И тут Лизоньку прорвало, она заистерировала и уже ничего не могла скрыть.
— Хватить форсить, товарищ чекист. Не надо с натугой доказывать себе, что ты мужчинский мужчина. На самом деле ты-надувной шарик. Поищи сзади завязочку. Все, что ты числишь за собой — удовольствие распоряжаться чужими судьбами, приятную способность вызывать страх, и радость причастности к большому делу — вдуто в тебя Комитетом. Ты мнишь себя Санитаром, этаким Инфекционистом-Гигиенистом, который чистит великий сортир по имени СССР ото всякой грязи и заразы. Не только Сючиц, все мы — я, Фима, Соломон Абрамович — для тебя зараза. Но ведь оставь тебя без поддува, и ты быстро превратишься в сморщеную резиночку.
Дама явно не понимает, что карающему мечу вроде меня опасно и вредно быть мягким и отзывчивым. Что я рискую гораздо больше, чем она. Но сказать ей об этом прямо без намеков — это словно вляпаться в глубокое говно.

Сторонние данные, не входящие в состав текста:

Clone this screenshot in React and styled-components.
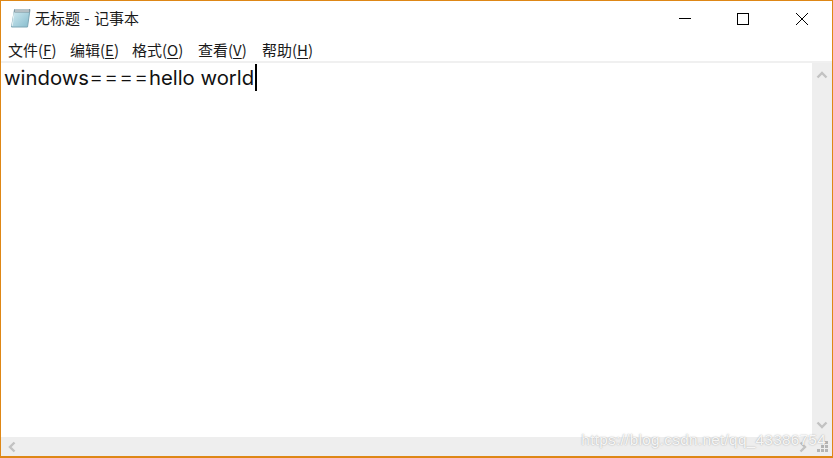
import React from 'react'
import styled, { createGlobalStyle } from 'styled-components';

const GlobalStyle = createGlobalStyle`
  html, body {
    margin: 0;
    padding: 0;
    background: #fff;
  }
`;

const Window = styled.div`
  position: relative;
  box-sizing: border-box;
  width: 833px;
  height: 458px;
  display: flex;
  flex-direction: column;
  overflow: hidden;
  background: #fff;
  border: 1px solid #de8716;
  border-bottom-width: 2px;
  font-family: "Noto Sans CJK SC", "Liberation Sans", sans-serif;
  color: #000;
`;

const TitleBar = styled.div`
  height: 34px;
  flex: none;
  display: flex;
  align-items: center;
  padding-left: 10px;
`;

const TitleText = styled.span`
  margin-left: 4px;
  font-size: 15px;
  line-height: 20px;
  flex: 1;
  word-spacing: 1px;
  color: #1a1a1a;
`;

const WindowButton = styled.div`
  width: ${props => props.width}px;
  height: 30px;
  flex: none;
  display: flex;
  align-items: center;
  justify-content: center;
  margin-top: 2px;
`;

const MenuBar = styled.div`
  height: 20px;
  flex: none;
  display: flex;
  align-items: center;
  padding: 5px 0 1px 7px;
  border-bottom: 2px solid #f0f0f0;
`;

const MenuItem = styled.span`
  font-size: 15px;
  line-height: 20px;
  width: ${props => props.width}px;
  white-space: nowrap;
  color: #1a1a1a;

  u {
    text-underline-offset: 2px;
  }
`;

const Middle = styled.div`
  flex: 1;
  min-height: 0;
  display: flex;
`;

const Editor = styled.div`
  flex: 1;
  padding: 1px 0 0 3px;
  font-family: "Inter", "Liberation Sans", sans-serif;
  font-size: 20.3px;
  line-height: 27px;
  white-space: pre;
  display: flex;
  align-items: flex-start;
  color: #111;
`;

const Equals = styled.span`
  font-size: 22px;
  letter-spacing: 0.6px;
  font-weight: 300;
`;

const Caret = styled.span`
  display: inline-block;
  width: 2px;
  height: 27px;
  background: #000;
  margin-left: 1px;
`;

const VScroll = styled.div`
  width: 20px;
  flex: none;
  background: #eeeeee;
  display: flex;
  flex-direction: column;
  justify-content: space-between;
  align-items: center;
  padding: 6px 0 6px;
  box-sizing: border-box;
`;

const BottomRow = styled.div`
  height: 19px;
  flex: none;
  display: flex;
  align-items: center;
  justify-content: space-between;
  background: #eeeeee;
  padding: 0 3px 0 5px;
`;

const BottomRight = styled.div`
  display: flex;
  align-items: center;
  gap: 8px;
`;

const Watermark = styled.span`
  position: absolute;
  right: 6px;
  bottom: 7px;
  font-family: "Liberation Sans", sans-serif;
  font-size: 15.3px;
  line-height: 18px;
  letter-spacing: 0.3px;
  color: rgba(255, 255, 255, 0.9);
  text-shadow: 0 0 1.5px rgba(120, 120, 120, 0.75);
`;

const NotepadIcon = () => (
  <svg width="20" height="20" viewBox="0 0 20 20">
    <defs>
      <linearGradient id="page" x1="0" y1="0" x2="1" y2="1">
        <stop offset="0" stopColor="#d5ecf2" />
        <stop offset="1" stopColor="#86bccd" />
      </linearGradient>
    </defs>
    <path d="M3.5 1.5 L19 1.5 L16.5 19 L0.5 19 Z" fill="url(#page)" stroke="#7ea6b5" strokeWidth="1" />
    <path d="M3.5 1.5 L19 1.5 L18.6 4.5 L3.2 4.5 Z" fill="#7f8f98" />
    <path d="M5 1 v3 M7 1 v3 M9 1 v3 M11 1 v3 M13 1 v3 M15 1 v3 M17 1 v3" stroke="#eceff0" strokeWidth="1" />
    <path d="M3.2 4.5 L1.2 18" fill="none" stroke="#e4f2f5" strokeWidth="1" />
  </svg>
);

const Arrow = ({ d }) => (
  <svg width="12" height="12" viewBox="0 0 12 12">
    <path d={d} fill="none" stroke="#c2c2c2" strokeWidth="2.4" />
  </svg>
);

const Grip = () => (
  <svg width="12" height="12" viewBox="0 0 12 12" fill="#b4b4b4">
    <rect x="8" y="0" width="3" height="3" />
    <rect x="4" y="4" width="3" height="3" />
    <rect x="8" y="4" width="3" height="3" />
    <rect x="0" y="8" width="3" height="3" />
    <rect x="4" y="8" width="3" height="3" />
    <rect x="8" y="8" width="3" height="3" />
  </svg>
);

const menus = [
  { label: '文件', key: 'F', width: 62 },
  { label: '编辑', key: 'E', width: 62 },
  { label: '格式', key: 'O', width: 66 },
  { label: '查看', key: 'V', width: 64 },
  { label: '帮助', key: 'H', width: 60 },
];

export default function App() {
  return (
    <Window>
      <GlobalStyle />
      <TitleBar>
        <NotepadIcon />
        <TitleText>无标题 - 记事本</TitleText>
        <WindowButton width={58}>
          <svg width="12" height="12" viewBox="0 0 12 12">
            <path d="M0 5.5 H12" stroke="#000" strokeWidth="1" />
          </svg>
        </WindowButton>
        <WindowButton width={58}>
          <svg width="12" height="12" viewBox="0 0 12 12">
            <rect x="0.5" y="0.5" width="11" height="11" fill="none" stroke="#000" strokeWidth="1" />
          </svg>
        </WindowButton>
        <WindowButton width={60}>
          <svg width="12" height="12" viewBox="0 0 12 12">
            <path d="M0 0 L12 12 M12 0 L0 12" stroke="#000" strokeWidth="1" />
          </svg>
        </WindowButton>
      </TitleBar>
      <MenuBar>
        {menus.map(m => (
          <MenuItem key={m.key} width={m.width}>
            {m.label}(<u>{m.key}</u>)
          </MenuItem>
        ))}
      </MenuBar>
      <Middle>
        <Editor>
          <span>windows<Equals>====</Equals>hello world</span><Caret />
        </Editor>
        <VScroll>
          <Arrow d="M1.5 8.5 L6 4 L10.5 8.5" />
          <Arrow d="M1.5 3.5 L6 8 L10.5 3.5" />
        </VScroll>
      </Middle>
      <BottomRow>
        <Arrow d="M8.5 1.5 L4 6 L8.5 10.5" />
        <BottomRight>
          <Arrow d="M3.5 1.5 L8 6 L3.5 10.5" />
          <Grip />
        </BottomRight>
      </BottomRow>
      <Watermark>https://blog.csdn.net/qq_43386754</Watermark>
    </Window>
  )
}
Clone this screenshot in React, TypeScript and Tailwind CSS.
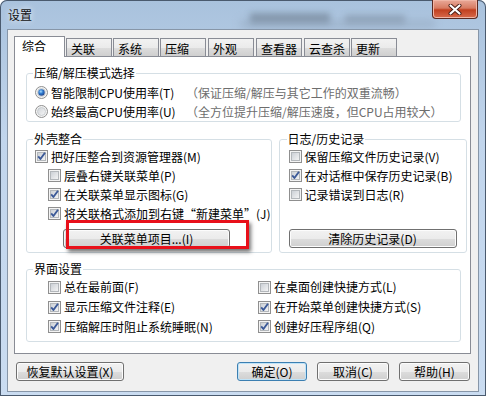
import React from 'react';

function Check({ on }: { on?: boolean }) {
  return (
    <svg width="13" height="13" viewBox="0 0 13 13" className="shrink-0">
      <defs>
        <linearGradient id="cbFill" x1="0" y1="0" x2="1" y2="1">
          <stop offset="0" stopColor="#c9ced4" />
          <stop offset="1" stopColor="#f6f6f6" />
        </linearGradient>
      </defs>
      <rect x="0.5" y="0.5" width="12" height="12" fill="#f4f4f4" stroke="#8f8f8f" />
      <rect x="2.5" y="2.5" width="8" height="8" fill="url(#cbFill)" stroke="#b3b7bb" />
      {on && <path d="M3.2 6.4 L5.4 9 L10 2.8" stroke="#3c5a98" strokeWidth="1.9" fill="none" strokeLinejoin="round" />}
    </svg>
  );
}

function Radio({ on }: { on?: boolean }) {
  return (
    <svg width="13" height="13" viewBox="0 0 13 13" className="shrink-0">
      <defs>
        <linearGradient id="rdFill" x1="0" y1="0" x2="1" y2="1">
          <stop offset="0" stopColor="#cfd3d8" />
          <stop offset="1" stopColor="#f7f7f7" />
        </linearGradient>
        <radialGradient id="rdDot" cx="0.4" cy="0.35" r="0.7">
          <stop offset="0" stopColor="#a8ddff" />
          <stop offset="0.45" stopColor="#2f7bd0" />
          <stop offset="1" stopColor="#1d3f86" />
        </radialGradient>
      </defs>
      <circle cx="6.5" cy="6.5" r="6" fill="#f4f4f4" stroke="#8f8f8f" />
      <circle cx="6.5" cy="6.5" r="4" fill="url(#rdFill)" stroke="#c2c6ca" strokeWidth="0.8" />
      {on && <circle cx="6.5" cy="6.5" r="3.2" fill="url(#rdDot)" />}
    </svg>
  );
}

function Row({ on, label, indent }: { on?: boolean; label: string; indent?: boolean }) {
  return (
    <div className={indent ? 'flex items-center h-[19px] ml-[13px]' : 'flex items-center h-[19px]'}>
      <Check on={on} />
      <span className="ml-[3px] whitespace-nowrap">{label}</span>
    </div>
  );
}

function Btn({ children, className, primary }: { children: React.ReactNode; className: string; primary?: boolean }) {
  const base =
    'flex items-center justify-center h-[19px] rounded-[3px] border whitespace-nowrap bg-[linear-gradient(#f2f2f2,#ebebeb_50%,#dddddd_50%,#cfcfcf)]';
  const edge = primary
    ? 'border-[#3c7fb1] shadow-[inset_0_0_0_1px_#bfe3f8]'
    : 'border-[#707070] shadow-[inset_0_0_0_1px_#fcfcfc]';
  return <div className={`${base} ${edge} ${className}`}>{children}</div>;
}

const tabs = [
  { label: '关联', ml: 'ml-[1px]' },
  { label: '系统', ml: 'ml-[1px]' },
  { label: '压缩', ml: 'ml-[1px]' },
  { label: '外观', ml: 'ml-[2px]' },
  { label: '查看器', ml: 'ml-[2px]' },
  { label: '云查杀', ml: 'ml-[2px]' },
  { label: '更新', ml: 'ml-[1px]' },
];

export default function App() {
  return (
    <div className="relative w-[486px] h-[396px] overflow-hidden rounded-t-[7px] bg-[linear-gradient(180deg,#a9c2dd_0%,#c1d5ec_35%,#cadcf1_100%)] shadow-[inset_0_0_0_1px_#4a5a6e] font-['Noto_Sans_CJK_SC','Noto_Sans',sans-serif] text-[12px] leading-[12px] text-black">
      {/* blurred windows behind the glass */}
      <div className="absolute left-[250px] top-[13px] w-[80px] h-[11px] bg-[#5d6c7d] opacity-50 blur-[3px]" />
      <div className="absolute left-[345px] top-[15px] w-[60px] h-[9px] bg-[#6c7a8a] opacity-40 blur-[3px]" />
      <div className="absolute left-[240px] top-[20px] w-[195px] h-[8px] bg-[#8fa3b9] opacity-50 blur-[4px]" />

      {/* title bar */}
      <div className="relative flex h-[29px]">
        <div className="pl-[8px] pt-[9px] text-[#111] [text-shadow:0_0_6px_#ffffff]">设置</div>
        <div className="ml-auto mr-[8px] flex items-center justify-center w-[46px] h-[19px] rounded-b-[4px] border border-t-0 border-[#5b2a22] bg-[linear-gradient(180deg,#e9a998_0%,#d77b62_45%,#c1401f_55%,#d86a4c_100%)] shadow-[inset_0_0_0_1px_#f0b6a6]">
          <svg width="14" height="11" viewBox="0 0 14 11">
            <path d="M2.5 1.5 L11.5 9.5 M11.5 1.5 L2.5 9.5" stroke="#4a1d15" strokeWidth="4" strokeLinecap="round" />
            <path d="M2.5 1.5 L11.5 9.5 M11.5 1.5 L2.5 9.5" stroke="#ffffff" strokeWidth="2.2" strokeLinecap="round" />
          </svg>
        </div>
      </div>

      {/* client area */}
      <div className="relative ml-[7px] w-[472px] h-[363px] border border-[#8796a8] bg-[#f0f0f0] pl-[6px] pt-[6px]">
        {/* tabs */}
        <div className="flex items-end h-[20px]">
          <div className="relative z-10 -mb-[1px] w-[51px] h-[21px] border border-b-0 border-[#898c95] bg-white pl-[7px] pt-[3px]">
            综合
          </div>
          {tabs.map((t) => (
            <div
              key={t.label}
              className={`${t.ml} w-[46px] h-[18px] border border-b-0 border-[#898c95] bg-[linear-gradient(#f2f2f2,#ebebeb_50%,#dddddd_50%,#cfcfcf)] pl-[4px] pt-[4px]`}
            >
              {t.label}
            </div>
          ))}
        </div>

        {/* tab page */}
        <div className="relative w-[457px] h-[298px] border border-[#898c95] bg-white pl-[11px] pt-[10px]">
          <fieldset className="w-[435px] rounded-[3px] border border-[#d5dfe5]">
            <legend className="ml-[6px] px-[1px]">压缩/解压模式选择</legend>
            <div className="pl-[8px] pt-[4px]">
              <div className="flex items-center h-[19px]">
                <Radio on />
                <span className="ml-[3px] w-[135px] whitespace-nowrap">智能限制CPU使用率(T)</span>
                <span className="text-[#6d6d6d] whitespace-nowrap">（保证压缩/解压与其它工作的双重流畅）</span>
              </div>
              <div className="flex items-center h-[19px]">
                <Radio />
                <span className="ml-[3px] w-[135px] whitespace-nowrap">始终最高CPU使用率(U)</span>
                <span className="text-[#6d6d6d] whitespace-nowrap">（全方位提升压缩/解压速度，但CPU占用较大）</span>
              </div>
            </div>
          </fieldset>

          <div className="flex mt-[11px] gap-[7px]">
            <fieldset className="w-[240px] rounded-[3px] border border-[#d5dfe5]">
              <legend className="ml-[6px] px-[1px]">外壳整合</legend>
              <div className="pl-[8px] pt-[2px] pb-[4px]">
                <Row on label="把好压整合到资源管理器(M)" />
                <Row indent label="层叠右键关联菜单(P)" />
                <Row indent on label="在关联菜单显示图标(G)" />
                <Row indent on label="将关联格式添加到右键“新建菜单”(J)" />
                <Btn className="mt-[6px] ml-[28px] w-[167px]">关联菜单项目...(I)</Btn>
              </div>
            </fieldset>
            <fieldset className="w-[188px] rounded-[3px] border border-[#d5dfe5]">
              <legend className="ml-[7px] px-[1px]">日志/历史记录</legend>
              <div className="pl-[9px] pt-[2px] pb-[4px]">
                <Row label="保留压缩文件历史记录(V)" />
                <Row on label="在对话框中保存历史记录(B)" />
                <Row label="记录错误到日志(R)" />
                <Btn className="mt-[25px] w-[168px]">清除历史记录(D)</Btn>
              </div>
            </fieldset>
          </div>

          <fieldset className="mt-[10px] w-[435px] rounded-[3px] border border-[#d5dfe5]">
            <legend className="ml-[6px] px-[1px]">界面设置</legend>
            <div className="grid grid-cols-[210px_1fr] grid-rows-[20px_20px_19px] items-center pl-[21px] pt-[2px] pb-[5px]">
              <Row label="总在最前面(F)" />
              <Row label="在桌面创建快捷方式(L)" />
              <Row on label="显示压缩文件注释(E)" />
              <Row on label="在开始菜单创建快捷方式(S)" />
              <Row on label="压缩解压时阻止系统睡眠(N)" />
              <Row on label="创建好压程序组(Q)" />
            </div>
          </fieldset>

          {/* red annotation box */}
          <div className="absolute left-[51px] top-[163px] w-[183px] h-[29px] border-[3px] border-[#e8101a] shadow-[2px_3px_4px_rgba(0,0,0,0.55)]" />
        </div>

        {/* dialog buttons */}
        <div className="flex mt-[8px]">
          <Btn className="ml-[2px] w-[108px]">恢复默认设置(X)</Btn>
          <Btn primary className="ml-[113px] w-[70px]">确定(O)</Btn>
          <Btn className="ml-[10px] w-[72px]">取消(C)</Btn>
          <Btn className="ml-[10px] w-[71px]">帮助(H)</Btn>
        </div>
      </div>
    </div>
  );
}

— Я вовсе не считаю, что все твои друзья защищают анальные права личности и обсирают родные просторы… Значит, ты хочешь, Лиза, чтобы я сейчас убрался? Чтоб больше никогда не возвращался ни в виде голоса по телефону, ни в виде образа на фотокарточке, ни в полном телесном объеме?
— Ты умеешь схватывать желания, этого не отнимешь.
— Тогда для верности моего отчаливания сопроводи меня до парадной. Это займет времени не больше, чем требуется на одну-единственную сигарету, особенно если воспользоваться лифтом.
Доктор Розенштейн, накинув в прихожей шубку, двинулась за мной следом. Распахнулась дверь лифта, а потом, ровно через три секунды движения вниз, я нажал кнопку «стоп».
— Что это значит? — она смотрела на меня, как на гнойную болячку.
— Это значит, что каждый человек хочет, чтобы его понимали.